Think of a radioactive object as a person with a gun who randomly shoots bullets in different directions.
In our case, the radioactive object is the radium. It fires 3 types of bullets: alpha particles, beta particles, and gamma radiation.
Alpha particles are huge, so they tend to get stopped by almost anything they hit, from your skin or the back of the watch or the glass of the watch.
Beta particles are smaller and pass through more things: they can go a half inch through skin but something like a thin sheet of plastic can stop it.
Gamma rays can pass through the human body, ionizing (or changing the atomic makeup of atoms) as it goes.

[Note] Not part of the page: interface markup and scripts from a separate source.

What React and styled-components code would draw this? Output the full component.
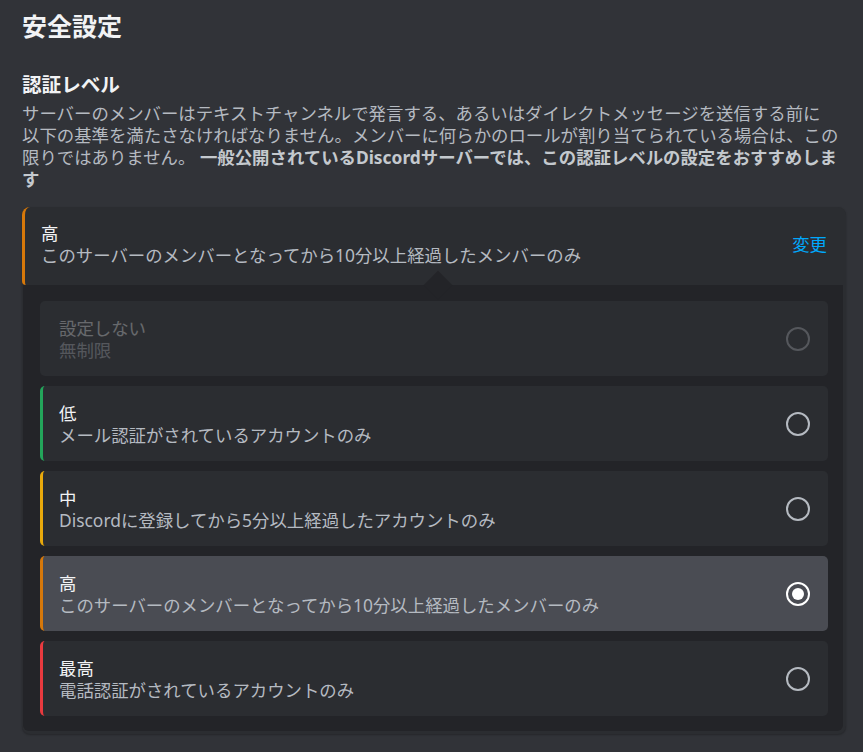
import React from 'react';
import styled, { createGlobalStyle, css } from 'styled-components';

const GlobalStyle = createGlobalStyle`
  html, body {
    margin: 0;
    padding: 0;
    background: #313338;
  }
  body {
    font-family: "Noto Sans", "Noto Sans CJK JP", sans-serif;
    -webkit-font-smoothing: antialiased;
  }
`;

const Page = styled.div`
  min-height: 752px;
  box-sizing: border-box;
  padding: 11px 17px 0 22px;
  background: #313338;
  color: #b5bac1;
`;

const Title = styled.h1`
  margin: 0;
  font-size: 25px;
  line-height: 30px;
  font-weight: 700;
  color: #f2f3f5;
`;

const SectionTitle = styled.h2`
  margin: 32px 0 5px;
  font-size: 19.6px;
  line-height: 24px;
  font-weight: 700;
  color: #f2f3f5;
`;

const Description = styled.p`
  margin: 0 0 17px;
  font-size: 17.4px;
  line-height: 22px;
  color: #b5bac1;

  strong {
    font-weight: 700;
    color: #c4c9ce;
  }
`;

const Card = styled.div`
  background: #2b2d31;
  border-radius: 8px;
  padding-bottom: 3px;
  box-shadow: 0 1px 2px rgba(0, 0, 0, 0.25);
`;

const Header = styled.div`
  display: flex;
  align-items: center;
  justify-content: space-between;
  padding: 15px 19px 19px 16px;
  border-left: 3px solid ${p => p.$accent};
  border-radius: 8px 8px 0 4px;
`;

const Texts = styled.div`
  display: flex;
  flex-direction: column;
  font-size: 17.4px;
  line-height: 22px;
  ${p => p.$disabled && css`opacity: 0.3;`}
`;

const Name = styled.span`
  color: #f2f3f5;
`;

const Sub = styled.span`
  color: #b5bac1;
`;

const ChangeLink = styled.a`
  color: #00a8fc;
  font-size: 17.4px;
  line-height: 22px;
  cursor: pointer;
`;

const Panel = styled.div`
  position: relative;
  margin: 0 3px 0 1px;
  padding: 16px 15px 15px 17px;
  background: #232428;
  border-radius: 0 0 6px 6px;
  display: flex;
  flex-direction: column;
  gap: 10px;

  &::before {
    content: '';
    position: absolute;
    top: -10px;
    left: 405px;
    width: 20px;
    height: 20px;
    background: #232428;
    transform: rotate(45deg);
  }
`;

const Option = styled.div`
  position: relative;
  display: flex;
  align-items: center;
  justify-content: space-between;
  height: 75px;
  box-sizing: border-box;
  padding: 0 18px 0 16px;
  border-radius: 5px;
  border-left: 3px solid ${p => p.$accent || 'transparent'};
  background: ${p => (p.$selected ? '#4a4c53' : '#2b2d31')};
  cursor: ${p => (p.$disabled ? 'not-allowed' : 'pointer')};
`;

const Radio = styled.span`
  width: 24px;
  height: 24px;
  box-sizing: border-box;
  border-radius: 50%;
  border: 2px solid ${p => (p.$checked ? '#ffffff' : '#b5bac1')};
  display: flex;
  align-items: center;
  justify-content: center;
  ${p => p.$disabled && css`opacity: 0.3;`}

  &::after {
    content: '';
    display: ${p => (p.$checked ? 'block' : 'none')};
    width: 12px;
    height: 12px;
    border-radius: 50%;
    background: #ffffff;
  }
`;

const levels = [
  { id: 'none', name: '設定しない', desc: '無制限', disabled: true },
  { id: 'low', name: '低', desc: 'メール認証がされているアカウントのみ', color: '#23a55a' },
  { id: 'medium', name: '中', desc: 'Discordに登録してから5分以上経過したアカウントのみ', color: '#e8a90c' },
  { id: 'high', name: '高', desc: 'このサーバーのメンバーとなってから10分以上経過したメンバーのみ', color: '#d6780a' },
  { id: 'highest', name: '最高', desc: '電話認証がされているアカウントのみ', color: '#e83a3f' },
];

export default function App() {
  const current = levels.find(l => l.id === 'high');

  return (
    <Page>
      <GlobalStyle />
      <Title>安全設定</Title>

      <SectionTitle>認証レベル</SectionTitle>
      <Description>
        サーバーのメンバーはテキストチャンネルで発言する、あるいはダイレクトメッセージを送信する前に
        <br />
        以下の基準を満たさなければなりません。メンバーに何らかのロールが割り当てられている場合は、この
        <br />
        限りではありません。{' '}
        <strong>
          一般公開されているDiscordサーバーでは、この認証レベルの設定をおすすめしま
          <br />
          す
        </strong>
      </Description>

      <Card>
        <Header $accent={current.color}>
          <Texts>
            <Name>{current.name}</Name>
            <Sub>{current.desc}</Sub>
          </Texts>
          <ChangeLink>変更</ChangeLink>
        </Header>

        <Panel>
          {levels.map(level => (
            <Option
              key={level.id}
              $accent={level.color}
              $selected={level.id === current.id}
              $disabled={level.disabled}
            >
              <Texts $disabled={level.disabled}>
                <Name>{level.name}</Name>
                <Sub>{level.desc}</Sub>
              </Texts>
              <Radio $checked={level.id === current.id} $disabled={level.disabled} />
            </Option>
          ))}
        </Panel>
      </Card>
    </Page>
  );
}
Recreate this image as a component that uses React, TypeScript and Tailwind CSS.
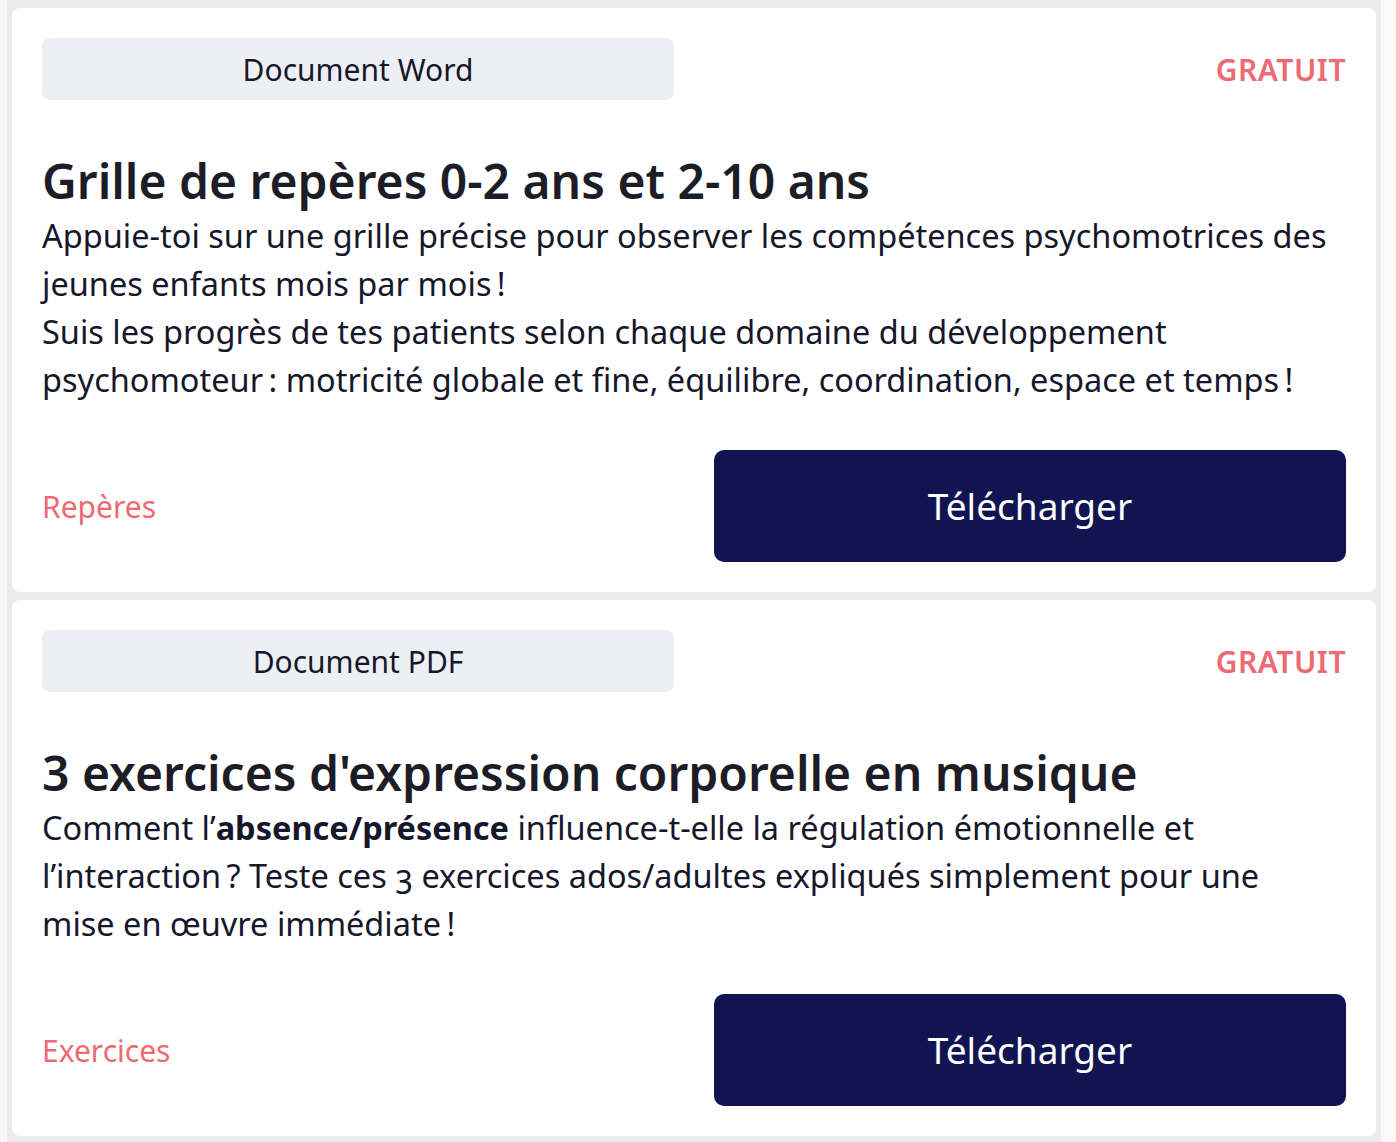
import React from "react";

const font = { fontFamily: '"Noto Sans", "Open Sans", sans-serif' };

type CardProps = {
  badge: string;
  title: string;
  body: React.ReactNode;
  tag: string;
};

function Card({ badge, title, body, tag }: CardProps) {
  return (
    <div className="bg-white rounded-[8px] px-[30px] pt-[30px] pb-[30px]">
      <div className="grid grid-cols-2 gap-[40px] items-center">
        <div className="h-[62px] rounded-[8px] bg-[#eeeff4] flex items-center justify-center text-[30px] text-[#16172b]">
          {badge}
        </div>
        <div className="text-right text-[30px] font-semibold text-[#ee6a73] tracking-[0.5px]">
          GRATUIT
        </div>
      </div>
      <h2 className="mt-[50px] text-[48px] leading-[62px] font-semibold text-[#1c1d26]">
        {title}
      </h2>
      <div className="text-[32.5px] leading-[48px] text-[#16172b] oldstyle-nums whitespace-nowrap">{body}</div>
      <div className="mt-[46px] grid grid-cols-2 gap-[40px] items-center">
        <div className="text-[30px] text-[#ee6a73]">{tag}</div>
        <button className="h-[112px] rounded-[10px] bg-[#121452] text-white text-[37px] flex items-center justify-center">
          Télécharger
        </button>
      </div>
    </div>
  );
}

export default function App() {
  return (
    <div className="min-h-[1142px] bg-[#fbf9f8] overflow-hidden" style={font}>
      <div className="ml-[7px] w-[1374px] bg-[#ecebeb] px-[5px] pt-[8px] pb-[8px] flex flex-col gap-[8px]">
        <Card
          badge="Document Word"
          title="Grille de repères 0-2 ans et 2-10 ans"
          body={
            <>
              Appuie-toi sur une grille précise pour observer les compétences psychomotrices des
              <br />
              jeunes enfants mois par mois{"\u202F"}!
              <br />
              Suis les progrès de tes patients selon chaque domaine du développement
              <br />
              psychomoteur{"\u202F"}: motricité globale et fine, équilibre, coordination, espace et temps{"\u202F"}!
            </>
          }
          tag="Repères"
        />
        <Card
          badge="Document PDF"
          title="3 exercices d'expression corporelle en musique"
          body={
            <>
              Comment l’<strong className="font-bold">absence/présence</strong> influence-t-elle la régulation émotionnelle et
              <br />
              l’interaction{"\u202F"}? Teste ces 3 exercices ados/adultes expliqués simplement pour une
              <br />
              mise en œuvre immédiate{"\u202F"}!
            </>
          }
          tag="Exercices"
        />
      </div>
    </div>
  );
}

With all that in mind, go back to the person with a gun shooting 3 types of bullets from the radium watch. Half the bullets are fired away from the body and won’t hit you. The other half are fired towards the back of the watch and that stops alpha and most beta particles.
So, you are left with gamma rays, which might kill a handful of blood cells or marrow cells as they pass. Not great, but not the end of the world.
Now, imagine you are painting the watches and, as part of your practice, you lick the radium coated brushes. Now, the little person shooting radiation bullets is inside your body! 1) Every direction it shoots, it hits your body. There’s no shielding and no firing off in a direction that won’t hit you. 2) It’s not hitting skin, it’s hitting organs and things inside of you. 3) Unlike a watch, you can’t take it off. It’s inside your stomach and passes out your bowels or gets integrated into your cells. 4) The dose of radioactive material gets higher over time as you consume more radium, much more than the tiny watch arm.
Even if you are ingesting radium, the dose only becomes really deadly over time: killing smallish numbers of cells per day, until the dose accumulates and starts killing more and more cells at a higher rate and possibly mutating DNA, leading to cancers.